* TASK PROMPT *
Copy exactly, and only, the lines below from the first through the one containing "const CARET_WIDTH = 2;", both included; pictures are omitted.

* DATA EXTRACT *

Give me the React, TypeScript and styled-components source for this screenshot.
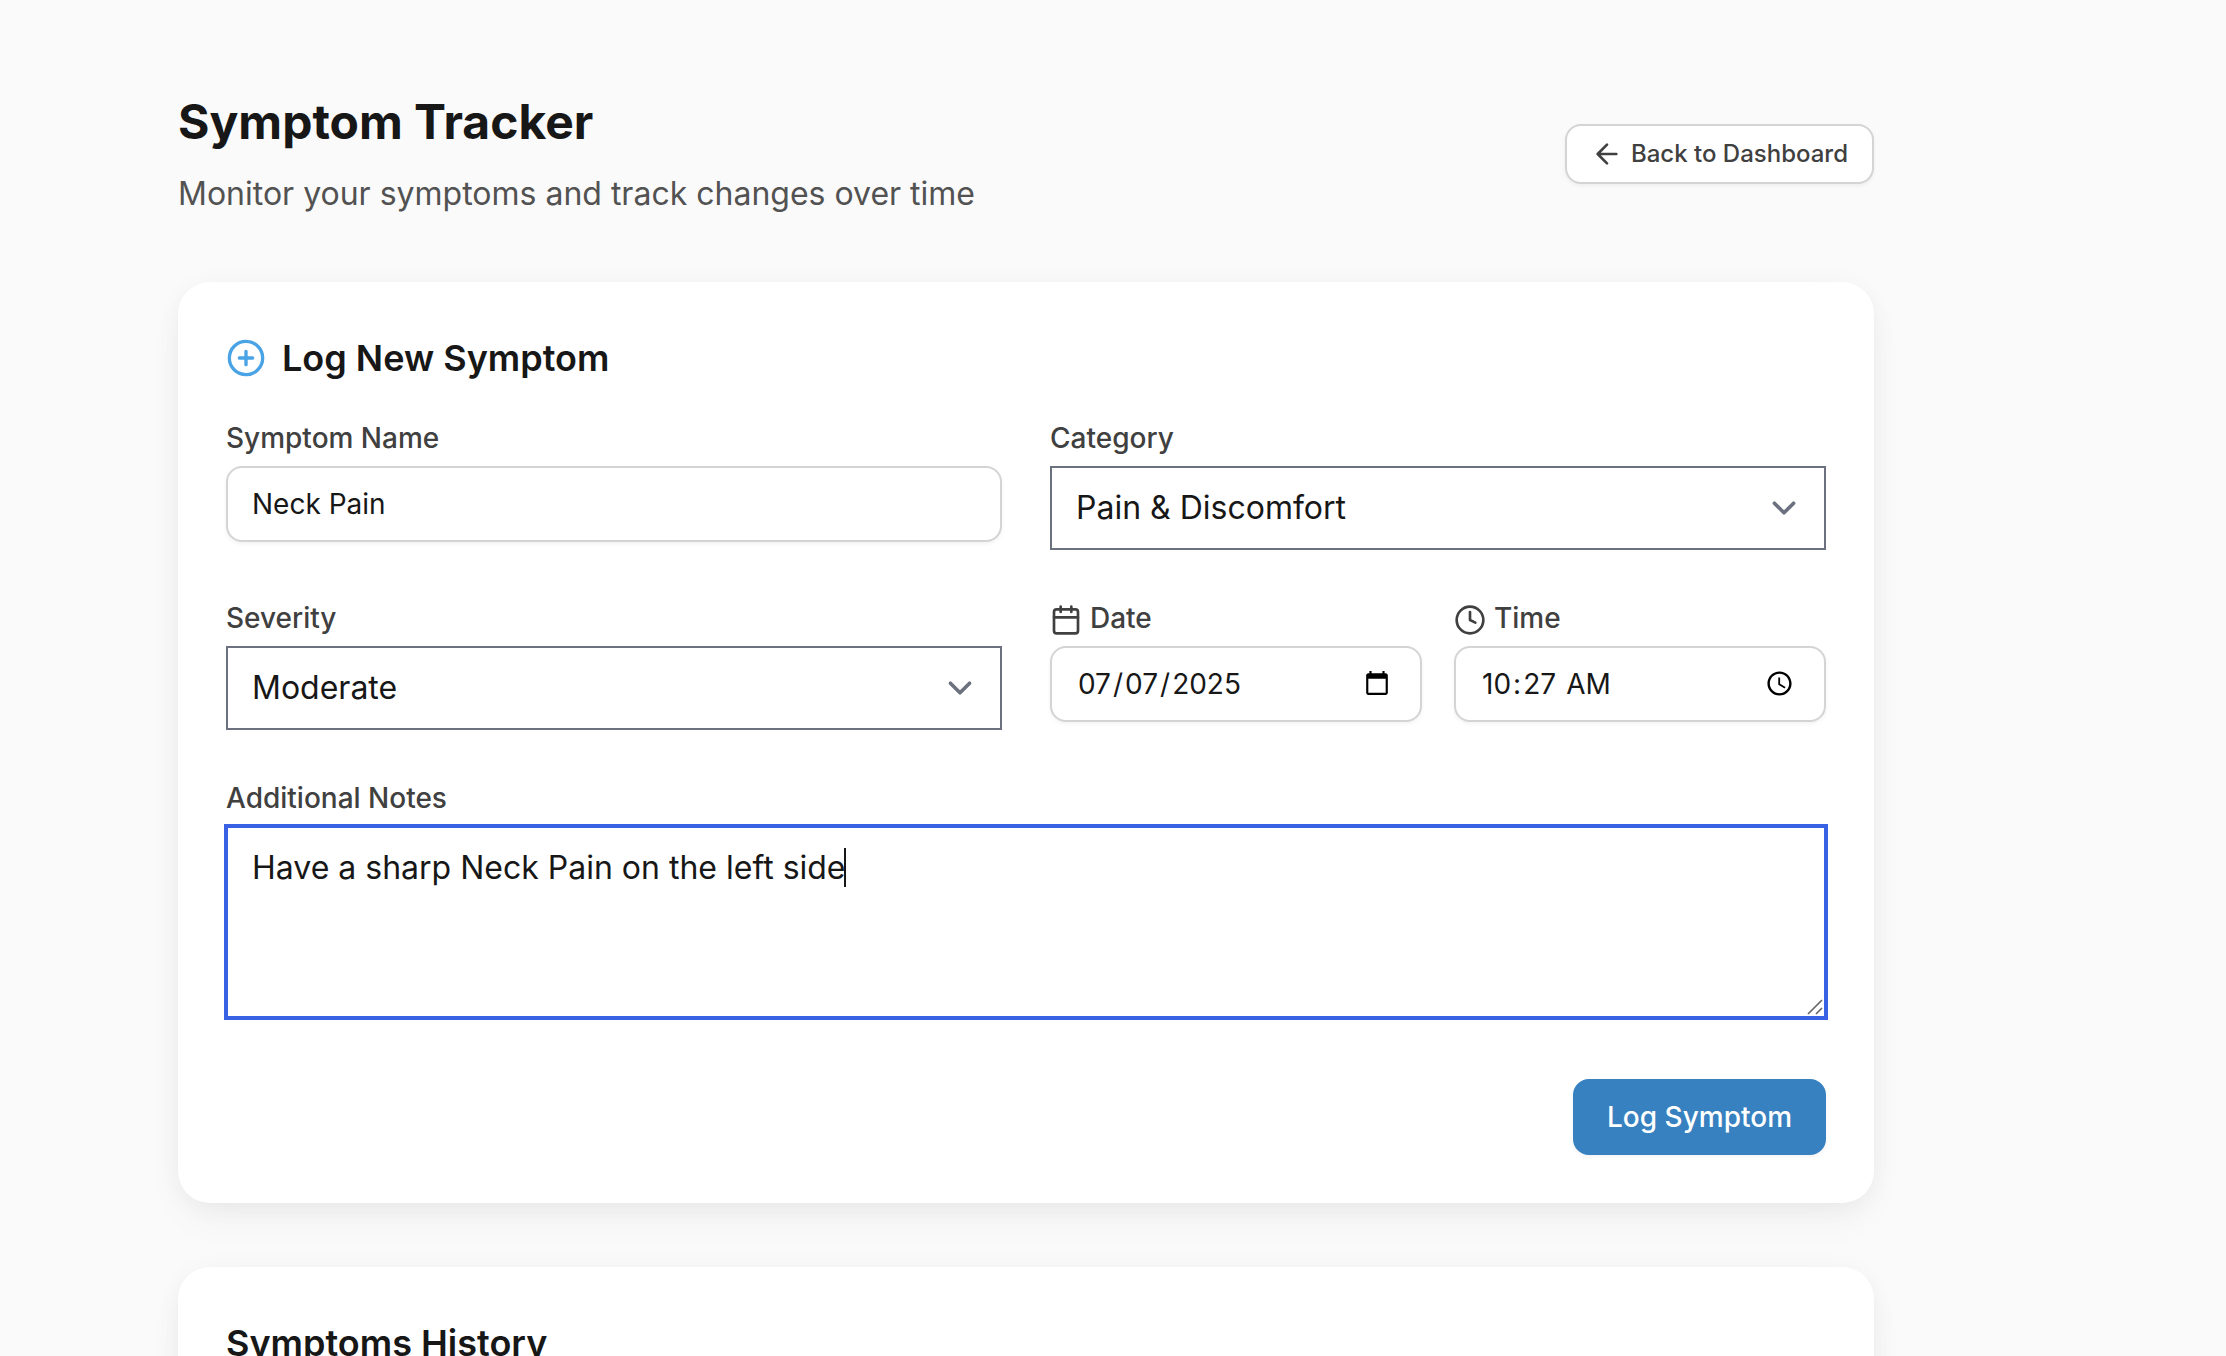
import React, { useLayoutEffect, useRef, useState } from "react";
import styled, { createGlobalStyle, css } from "styled-components";

const FONT = `Inter, "Liberation Sans", sans-serif`;

const color = {
  page: "#fafafa",
  surface: "#ffffff",
  heading: "#171717",
  label: "#404040",
  muted: "#525252",
  border: "#d4d4d4",
  control: "#6c7180",
  accent: "#4aa3e5",
  primary: "#3881c0",
  focus: "#3862e3",
};

const CARET_WIDTH = 2;

const GlobalStyle = createGlobalStyle`
  *, *::before, *::after { box-sizing: border-box; }
  body {
    margin: 0;
    background: ${color.page};
    color: ${color.heading};
    font-family: ${FONT};
    -webkit-font-smoothing: antialiased;
  }
  h1, h2, p { margin: 0; }
  button, input, select, textarea { font-family: inherit; margin: 0; }
`;

const Page = styled.div`
  height: 100vh;
  overflow-y: auto;
  scrollbar-width: none;
  padding: 90px 178px 0;
`;

const Main = styled.main`
  display: flex;
  flex-direction: column;
  gap: 64px;
  max-width: 1696px;
  padding-bottom: 64px;
`;

const Header = styled.header`
  display: flex;
  align-items: center;
  justify-content: space-between;
  gap: 32px;
`;

const Title = styled.h1`
  font-size: 48px;
  line-height: 64px;
  font-weight: 700;
`;

const Subtitle = styled.p`
  margin-top: 16px;
  font-size: 32px;
  line-height: 48px;
  color: ${color.muted};
`;

const softShadow = css`
  box-shadow: 0 2px 4px rgba(0, 0, 0, 0.05);
`;

const BackButton = styled.button`
  display: inline-flex;
  align-items: center;
  gap: 8px;
  padding: 12px 24px;
  border: 2px solid ${color.border};
  border-radius: 16px;
  background: ${color.surface};
  color: ${color.label};
  font-size: 24px;
  line-height: 32px;
  font-weight: 500;
  white-space: nowrap;
  ${softShadow}
`;

const Card = styled.section`
  padding: 48px;
  border-radius: 32px;
  background: ${color.surface};
  box-shadow: 0 4px 30px -6px rgba(0, 0, 0, 0.07),
    0 20px 40px -4px rgba(0, 0, 0, 0.04);
`;

const CardTitle = styled.h2`
  display: flex;
  align-items: center;
  gap: 16px;
  margin-bottom: 32px;
  font-size: 36px;
  line-height: 56px;
  font-weight: 600;

  svg { color: ${color.accent}; }
`;

const Form = styled.form`
  display: flex;
  flex-direction: column;
  gap: 48px;
`;

const Grid = styled.div<{ $gap: number }>`
  display: grid;
  grid-template-columns: repeat(2, minmax(0, 1fr));
  align-items: start;
  gap: ${(p) => p.$gap}px;
`;

const Field = styled.div`
  min-width: 0;
`;

const Label = styled.label`
  display: block;
  height: 40px;
  margin-bottom: 8px;
  font-size: 28px;
  line-height: 40px;
  font-weight: 500;
  color: ${color.label};

  svg {
    vertical-align: middle;
    margin-right: 8px;
  }
`;

const Input = styled.input`
  display: block;
  width: 100%;
  height: 76px;
  padding: 16px 24px;
  border: 2px solid ${color.border};
  border-radius: 16px;
  background: ${color.surface};
  color: ${color.heading};
  font-size: 28px;
  line-height: 40px;
  outline: none;
  ${softShadow}

  &::-webkit-datetime-edit-fields-wrapper { padding: 0; }
  &::-webkit-datetime-edit-month-field,
  &::-webkit-datetime-edit-day-field,
  &::-webkit-datetime-edit-year-field,
  &::-webkit-datetime-edit-hour-field,
  &::-webkit-datetime-edit-minute-field { padding: 0 2px; }
  &::-webkit-datetime-edit-ampm-field { padding: 0 3px; }
  &::-webkit-calendar-picker-indicator { margin-inline-end: 3px; }
`;

const chevron = encodeURIComponent(
  `<svg xmlns="http://www.w3.org/2000/svg" fill="none" viewBox="0 0 20 20"><path stroke="${color.control}" stroke-linecap="round" stroke-linejoin="round" stroke-width="1.5" d="M6 8l4 4 4-4"/></svg>`
);

const Select = styled.select`
  display: block;
  width: 100%;
  appearance: none;
  padding: 16px 80px 16px 24px;
  border: 2px solid ${color.control};
  border-radius: 0;
  background: ${color.surface} url("data:image/svg+xml,${chevron}") no-repeat
    right 16px center / 48px 48px;
  color: ${color.heading};
  font-size: 32px;
  line-height: 48px;
  outline: none;
`;

const NotesBox = styled.div`
  position: relative;
`;

const Textarea = styled.textarea`
  display: block;
  width: 100%;
  height: 192px;
  padding: 16px 24px;
  border: 2px solid ${color.focus};
  box-shadow: 0 0 0 2px ${color.focus};
  background: ${color.surface};
  color: ${color.heading};
  caret-color: transparent;
  font-size: 32px;
  line-height: 48px;
  outline: none;
  resize: vertical;

  &::-webkit-resizer { display: none; }
`;

const Caret = styled.span`
  position: absolute;
  top: 22px;
  width: ${CARET_WIDTH}px;
  height: 39px;
  background: ${color.heading};
  pointer-events: none;
`;

const Grip = styled.svg`
  position: absolute;
  right: 2px;
  bottom: 2px;
  width: 18px;
  height: 18px;
  pointer-events: none;
`;

const Actions = styled.div`
  display: flex;
  justify-content: flex-end;
  padding-top: 13px;
`;

const Submit = styled.button`
  padding: 16px 32px;
  border: 2px solid ${color.primary};
  border-radius: 16px;
  background: ${color.primary};
  color: #ffffff;
  font-size: 28px;
  line-height: 40px;
  font-weight: 500;
  ${softShadow}
`;

const Icon = ({ size, children }: { size: number; children: React.ReactNode }) => (
  <svg
    width={size}
    height={size}
    viewBox="0 0 24 24"
    fill="none"
    stroke="currentColor"
    strokeWidth="2"
    strokeLinecap="round"
    strokeLinejoin="round"
    aria-hidden="true"
  >
    {children}
  </svg>
);

function Notes() {
  const ref = useRef<HTMLTextAreaElement>(null);
  const [text, setText] = useState("Have a sharp Neck Pain on the left side");
  const [caretX, setCaretX] = useState(0);

  useLayoutEffect(() => {
    const el = ref.current;
    const ctx = document.createElement("canvas").getContext("2d");
    if (!el || !ctx) return;
    const style = getComputedStyle(el);
    ctx.font = `${style.fontWeight} ${style.fontSize} ${style.fontFamily}`;
    const start = parseInt(style.paddingLeft, 10) + parseInt(style.borderLeftWidth, 10);
    const end = start + ctx.measureText(text).width;
    setCaretX(Math.floor(end - CARET_WIDTH / 2));
  }, [text]);

  return (
    <NotesBox>
      <Textarea
        id="notes"
        ref={ref}
        value={text}
        onChange={(e) => setText(e.target.value)}
      />
      <Caret style={{ left: caretX }} />
      <Grip viewBox="0 0 18 18" stroke="#666666" strokeWidth="1.6" aria-hidden="true">
        <path d="M2 16L16 2M10 16L16 10" />
      </Grip>
    </NotesBox>
  );
}

export default function App() {
  return (
    <Page>
      <GlobalStyle />
      <Main>
        <Header>
          <div>
            <Title>Symptom Tracker</Title>
            <Subtitle>Monitor your symptoms and track changes over time</Subtitle>
          </div>
          <BackButton type="button">
            <Icon size={32}>
              <path d="M19 12H5M12 19l-7-7 7-7" />
            </Icon>
            Back to Dashboard
          </BackButton>
        </Header>

        <Card>
          <CardTitle>
            <Icon size={40}>
              <circle cx="12" cy="12" r="10" />
              <path d="M12 8v8M8 12h8" />
            </Icon>
            Log New Symptom
          </CardTitle>
          <Form onSubmit={(e) => e.preventDefault()}>
            <Grid $gap={48}>
              <Field>
                <Label htmlFor="name">Symptom Name</Label>
                <Input id="name" type="text" defaultValue="Neck Pain" />
              </Field>
              <Field>
                <Label htmlFor="category">Category</Label>
                <Select id="category" defaultValue="pain">
                  <option value="pain">Pain &amp; Discomfort</option>
                </Select>
              </Field>
              <Field>
                <Label htmlFor="severity">Severity</Label>
                <Select id="severity" defaultValue="moderate">
                  <option value="moderate">Moderate</option>
                </Select>
              </Field>
              <Grid $gap={32}>
                <Field>
                  <Label htmlFor="date">
                    <Icon size={32}>
                      <rect x="3" y="4" width="18" height="18" rx="2" />
                      <path d="M16 2v4M8 2v4M3 10h18" />
                    </Icon>
                    Date
                  </Label>
                  <Input id="date" type="date" defaultValue="2025-07-07" />
                </Field>
                <Field>
                  <Label htmlFor="time">
                    <Icon size={32}>
                      <circle cx="12" cy="12" r="10" />
                      <path d="M12 6v6l4 2" />
                    </Icon>
                    Time
                  </Label>
                  <Input id="time" type="time" defaultValue="10:27" />
                </Field>
              </Grid>
            </Grid>
            <Field>
              <Label htmlFor="notes">Additional Notes</Label>
              <Notes />
            </Field>
            <Actions>
              <Submit type="submit">Log Symptom</Submit>
            </Actions>
          </Form>
        </Card>

        <Card>
          <CardTitle>Symptoms History</CardTitle>
        </Card>
      </Main>
    </Page>
  );
}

* FINISHED ANSWER *
Give me the React, TypeScript and styled-components source for this screenshot.
import React, { useLayoutEffect, useRef, useState } from "react";
import styled, { createGlobalStyle, css } from "styled-components";

const FONT = `Inter, "Liberation Sans", sans-serif`;

const color = {
  page: "#fafafa",
  surface: "#ffffff",
  heading: "#171717",
  label: "#404040",
  muted: "#525252",
  border: "#d4d4d4",
  control: "#6c7180",
  accent: "#4aa3e5",
  primary: "#3881c0",
  focus: "#3862e3",
};

const CARET_WIDTH = 2;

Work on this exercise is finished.